[Items listed in a dataset]
◇ ◇ ◇ ◇

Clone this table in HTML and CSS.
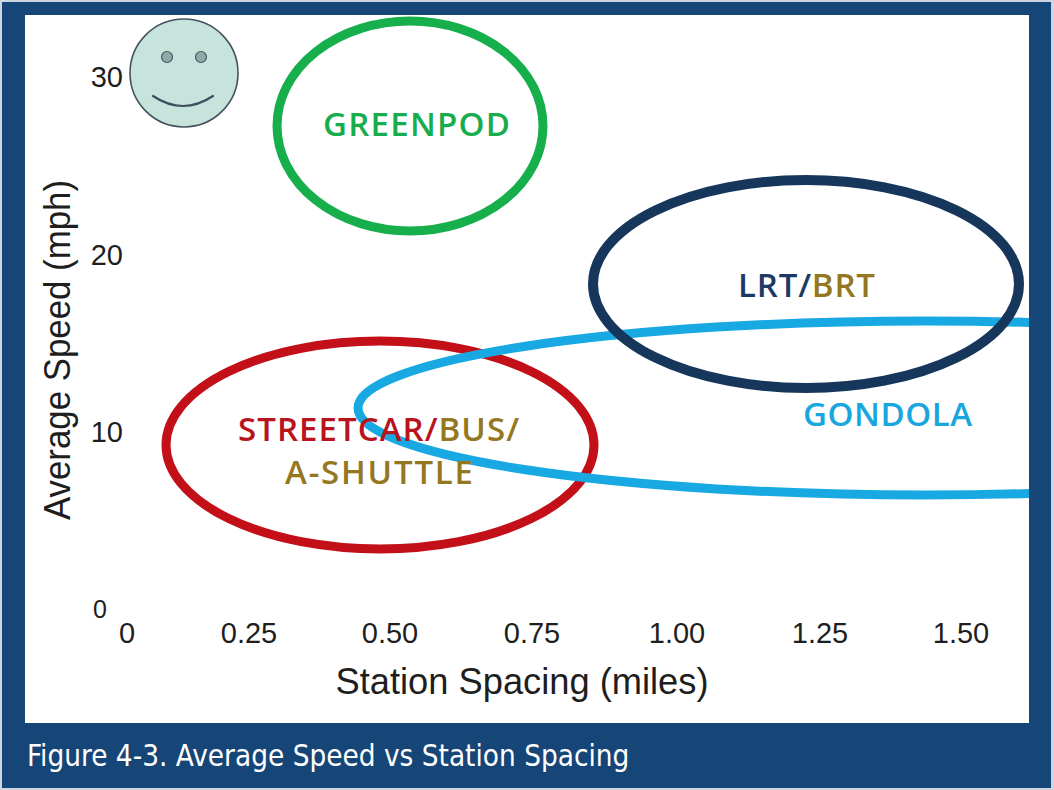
FILE: index.html
```html
<!DOCTYPE html>
<html lang="en">
<head>
<meta charset="utf-8">
<title>Figure 4-3. Average Speed vs Station Spacing</title>
<link rel="stylesheet" href="styles.css">
</head>
<body>
<div class="frame">
  <div class="plot">
    <svg class="chart" width="1004" height="708" viewBox="25 15 1004 708" xmlns="http://www.w3.org/2000/svg">
      <!-- smiley -->
      <circle class="face" cx="184" cy="73" r="54"/>
      <circle class="eye" cx="167" cy="57" r="5.5"/>
      <circle class="eye" cx="201" cy="57" r="5.5"/>
      <path class="smile" d="M153 96 Q183 116 213 96"/>

      <!-- axis ticks -->
      <text class="tick" x="123" y="87" text-anchor="end">30</text>
      <text class="tick" x="123" y="265" text-anchor="end">20</text>
      <text class="tick" x="123" y="442" text-anchor="end">10</text>
      <text class="tick small" x="107" y="618" text-anchor="end">0</text>

      <text class="tick" x="127" y="643" text-anchor="middle">0</text>
      <text class="tick" x="249" y="643" text-anchor="middle">0.25</text>
      <text class="tick" x="390" y="643" text-anchor="middle">0.50</text>
      <text class="tick" x="532" y="643" text-anchor="middle">0.75</text>
      <text class="tick" x="677" y="643" text-anchor="middle">1.00</text>
      <text class="tick" x="820" y="643" text-anchor="middle">1.25</text>
      <text class="tick" x="961" y="643" text-anchor="middle">1.50</text>

      <text class="axis" x="522" y="694" text-anchor="middle" textLength="373" lengthAdjust="spacingAndGlyphs">Station Spacing (miles)</text>
      <text class="axis" x="70" y="350" text-anchor="middle" textLength="340" lengthAdjust="spacingAndGlyphs" transform="rotate(-90 70 350)">Average Speed (mph)</text>

      <!-- regions -->
      <ellipse class="ring green" cx="410" cy="126" rx="133" ry="105"/>
      <ellipse class="ring red" cx="380" cy="445" rx="214" ry="104"/>
      <ellipse class="ring sky" cx="925" cy="408" rx="567" ry="87"/>
      <ellipse class="ring navy" cx="806" cy="284" rx="213" ry="104"/>

      <!-- labels -->
      <text class="label t-green" x="323" y="136" textLength="187" lengthAdjust="spacing">GREENPOD</text>
      <text class="label" x="738" y="297" textLength="137" lengthAdjust="spacing"><tspan class="t-navy">LRT/</tspan><tspan class="t-gold">BRT</tspan></text>
      <text class="label t-sky" x="803" y="426" textLength="169" lengthAdjust="spacing">GONDOLA</text>
      <text class="label" x="238" y="441" textLength="281" lengthAdjust="spacing"><tspan class="t-red">STREETCAR/</tspan><tspan class="t-gold">BUS/</tspan></text>
      <text class="label t-gold" x="285" y="484" textLength="188" lengthAdjust="spacing">A-SHUTTLE</text>
    </svg>
  </div>
  <div class="caption">Figure 4-3. Average Speed vs Station Spacing</div>
</div>
</body>
</html>
```

FILE: styles.css
```css
html, body {
  margin: 0;
  padding: 0;
}

body {
  background: #cdd6e1;
  width: 1054px;
  height: 790px;
  overflow: hidden;
}

.frame {
  margin: 2px 3px 2px 2px;
  width: 1049px;
  height: 786px;
  background: #164677;
  display: flex;
  flex-direction: column;
  box-sizing: border-box;
  padding: 13px 22px 0 23px;
}

.plot {
  background: #ffffff;
  width: 1004px;
  height: 708px;
  flex: none;
  overflow: hidden;
}

.chart {
  display: block;
}

.caption {
  height: 65px;
  line-height: 67px;
  margin-left: -21px;
  padding-left: 23px;
  color: #ffffff;
  font-family: "DejaVu Sans Condensed", "DejaVu Sans", sans-serif;
  font-stretch: condensed;
  font-size: 29.4px;
  white-space: nowrap;
}

.face {
  fill: #c6e3dc;
  stroke: #44525f;
  stroke-width: 1.6;
}

.eye {
  fill: #8fa9a9;
  stroke: #4a5863;
  stroke-width: 1.2;
}

.smile {
  fill: none;
  stroke: #3f4e5c;
  stroke-width: 2.2;
  stroke-linecap: round;
}

.tick {
  font-family: "Liberation Sans", Arial, sans-serif;
  font-size: 29px;
  fill: #1e1e1e;
}

.tick.small {
  font-size: 25px;
}

.axis {
  font-family: "Liberation Sans", Arial, sans-serif;
  font-size: 36px;
  fill: #1e1e1e;
}

.ring {
  fill: none;
  stroke-width: 9;
}

.ring.green { stroke: #17ae4c; }
.ring.red { stroke: #c20f18; }
.ring.sky { stroke: #18a9e3; }
.ring.navy { stroke: #17365c; stroke-width: 10; }

.label {
  font-family: "Open Sans", "Lato", sans-serif;
  font-weight: 600;
  font-size: 33px;
}

.t-green { fill: #17ad4d; }
.t-navy { fill: #1c3a63; }
.t-gold { fill: #94771f; }
.t-sky { fill: #19a6df; }
.t-red { fill: #b8141d; }
```
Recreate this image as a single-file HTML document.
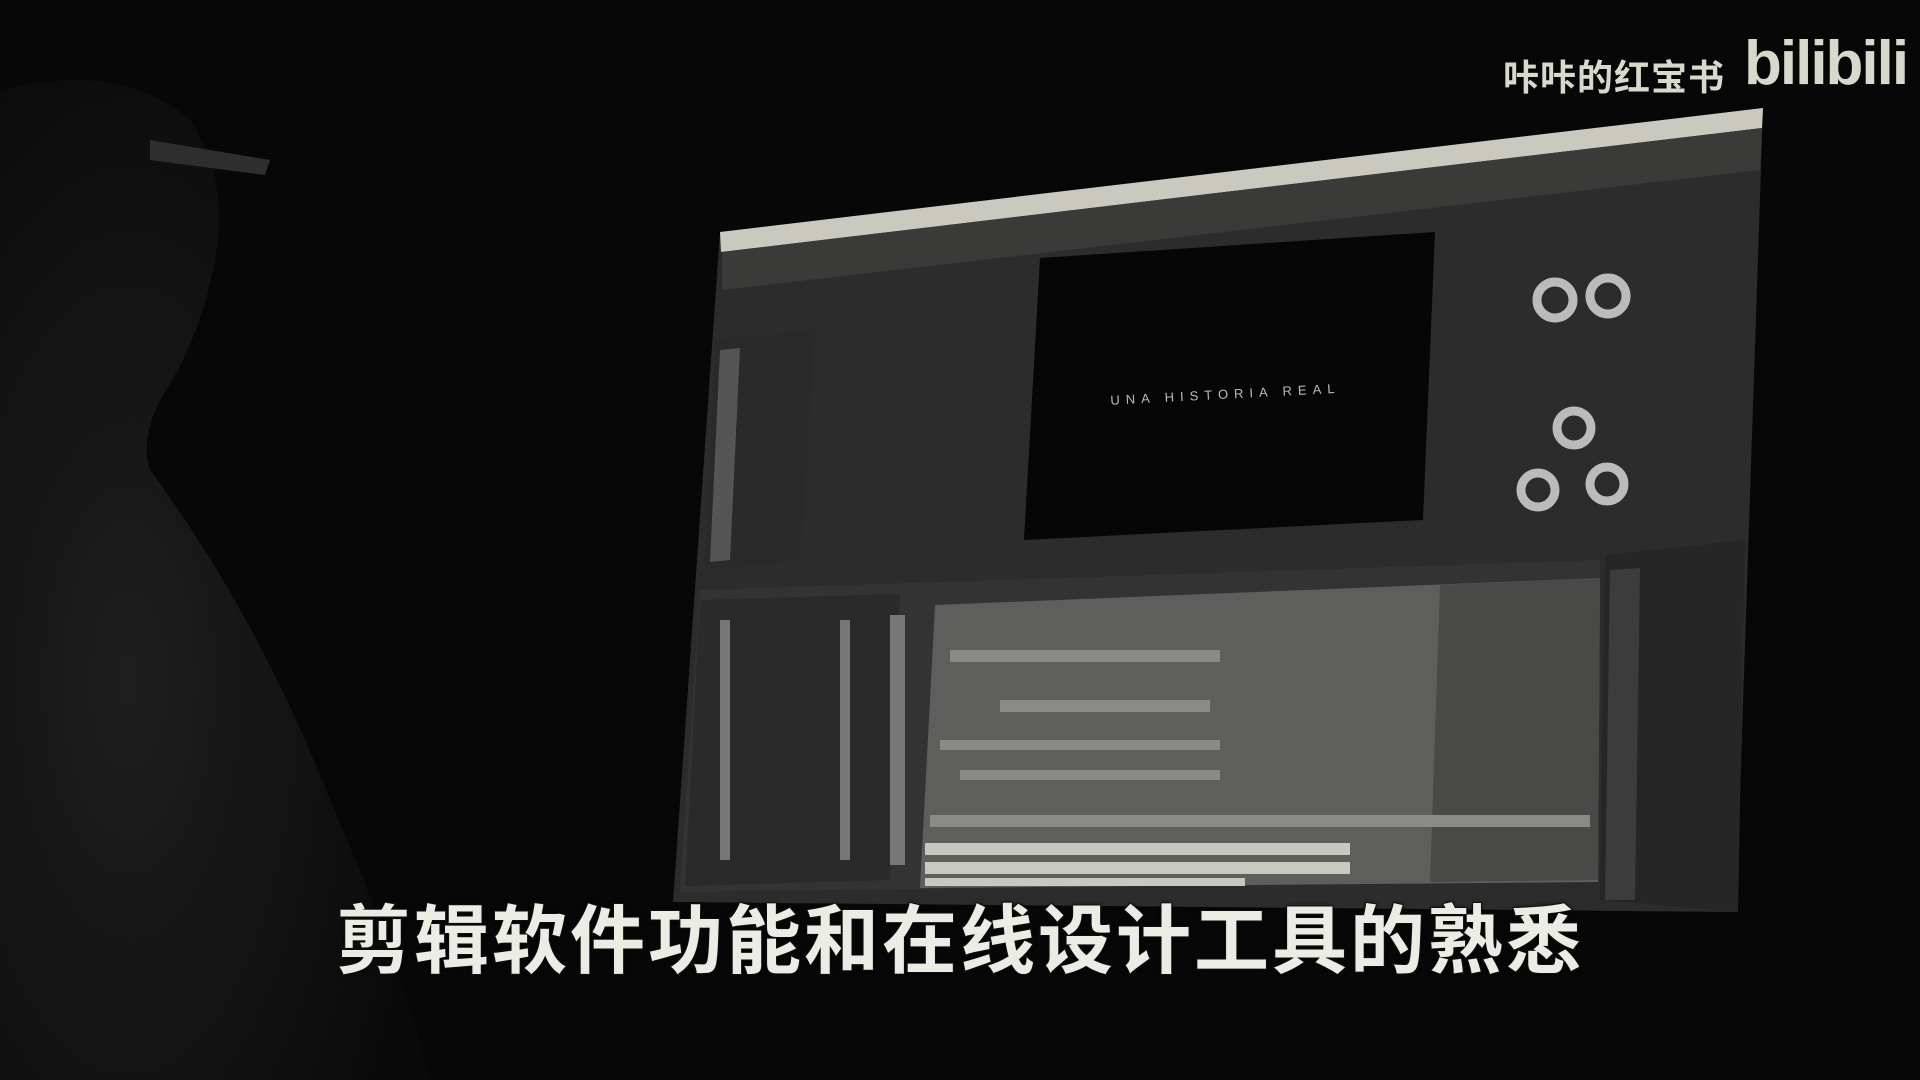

◇ ◇ ◇ ◇

* WHAT YOU WILL DO *
Each record above should come back exactly the same, only without its pictures.

* ANSWER FOR THE TASK *
Clone this table in HTML and CSS.
FILE: index.html
```html
<!DOCTYPE html>
<html lang="en">
<head>
<meta charset="utf-8">
<title>Figure 4-3. Average Speed vs Station Spacing</title>
<link rel="stylesheet" href="styles.css">
</head>
<body>
<div class="frame">
  <div class="plot">
    <svg class="chart" width="1004" height="708" viewBox="25 15 1004 708" xmlns="http://www.w3.org/2000/svg">
      <!-- smiley -->
      <circle class="face" cx="184" cy="73" r="54"/>
      <circle class="eye" cx="167" cy="57" r="5.5"/>
      <circle class="eye" cx="201" cy="57" r="5.5"/>
      <path class="smile" d="M153 96 Q183 116 213 96"/>

      <!-- axis ticks -->
      <text class="tick" x="123" y="87" text-anchor="end">30</text>
      <text class="tick" x="123" y="265" text-anchor="end">20</text>
      <text class="tick" x="123" y="442" text-anchor="end">10</text>
      <text class="tick small" x="107" y="618" text-anchor="end">0</text>

      <text class="tick" x="127" y="643" text-anchor="middle">0</text>
      <text class="tick" x="249" y="643" text-anchor="middle">0.25</text>
      <text class="tick" x="390" y="643" text-anchor="middle">0.50</text>
      <text class="tick" x="532" y="643" text-anchor="middle">0.75</text>
      <text class="tick" x="677" y="643" text-anchor="middle">1.00</text>
      <text class="tick" x="820" y="643" text-anchor="middle">1.25</text>
      <text class="tick" x="961" y="643" text-anchor="middle">1.50</text>

      <text class="axis" x="522" y="694" text-anchor="middle" textLength="373" lengthAdjust="spacingAndGlyphs">Station Spacing (miles)</text>
      <text class="axis" x="70" y="350" text-anchor="middle" textLength="340" lengthAdjust="spacingAndGlyphs" transform="rotate(-90 70 350)">Average Speed (mph)</text>

      <!-- regions -->
      <ellipse class="ring green" cx="410" cy="126" rx="133" ry="105"/>
      <ellipse class="ring red" cx="380" cy="445" rx="214" ry="104"/>
      <ellipse class="ring sky" cx="925" cy="408" rx="567" ry="87"/>
      <ellipse class="ring navy" cx="806" cy="284" rx="213" ry="104"/>

      <!-- labels -->
      <text class="label t-green" x="323" y="136" textLength="187" lengthAdjust="spacing">GREENPOD</text>
      <text class="label" x="738" y="297" textLength="137" lengthAdjust="spacing"><tspan class="t-navy">LRT/</tspan><tspan class="t-gold">BRT</tspan></text>
      <text class="label t-sky" x="803" y="426" textLength="169" lengthAdjust="spacing">GONDOLA</text>
      <text class="label" x="238" y="441" textLength="281" lengthAdjust="spacing"><tspan class="t-red">STREETCAR/</tspan><tspan class="t-gold">BUS/</tspan></text>
      <text class="label t-gold" x="285" y="484" textLength="188" lengthAdjust="spacing">A-SHUTTLE</text>
    </svg>
  </div>
  <div class="caption">Figure 4-3. Average Speed vs Station Spacing</div>
</div>
</body>
</html>
```

FILE: styles.css
```css
html, body {
  margin: 0;
  padding: 0;
}

body {
  background: #cdd6e1;
  width: 1054px;
  height: 790px;
  overflow: hidden;
}

.frame {
  margin: 2px 3px 2px 2px;
  width: 1049px;
  height: 786px;
  background: #164677;
  display: flex;
  flex-direction: column;
  box-sizing: border-box;
  padding: 13px 22px 0 23px;
}

.plot {
  background: #ffffff;
  width: 1004px;
  height: 708px;
  flex: none;
  overflow: hidden;
}

.chart {
  display: block;
}

.caption {
  height: 65px;
  line-height: 67px;
  margin-left: -21px;
  padding-left: 23px;
  color: #ffffff;
  font-family: "DejaVu Sans Condensed", "DejaVu Sans", sans-serif;
  font-stretch: condensed;
  font-size: 29.4px;
  white-space: nowrap;
}

.face {
  fill: #c6e3dc;
  stroke: #44525f;
  stroke-width: 1.6;
}

.eye {
  fill: #8fa9a9;
  stroke: #4a5863;
  stroke-width: 1.2;
}

.smile {
  fill: none;
  stroke: #3f4e5c;
  stroke-width: 2.2;
  stroke-linecap: round;
}

.tick {
  font-family: "Liberation Sans", Arial, sans-serif;
  font-size: 29px;
  fill: #1e1e1e;
}

.tick.small {
  font-size: 25px;
}

.axis {
  font-family: "Liberation Sans", Arial, sans-serif;
  font-size: 36px;
  fill: #1e1e1e;
}

.ring {
  fill: none;
  stroke-width: 9;
}

.ring.green { stroke: #17ae4c; }
.ring.red { stroke: #c20f18; }
.ring.sky { stroke: #18a9e3; }
.ring.navy { stroke: #17365c; stroke-width: 10; }

.label {
  font-family: "Open Sans", "Lato", sans-serif;
  font-weight: 600;
  font-size: 33px;
}

.t-green { fill: #17ad4d; }
.t-navy { fill: #1c3a63; }
.t-gold { fill: #94771f; }
.t-sky { fill: #19a6df; }
.t-red { fill: #b8141d; }
```
Recreate this image as a single-file HTML document.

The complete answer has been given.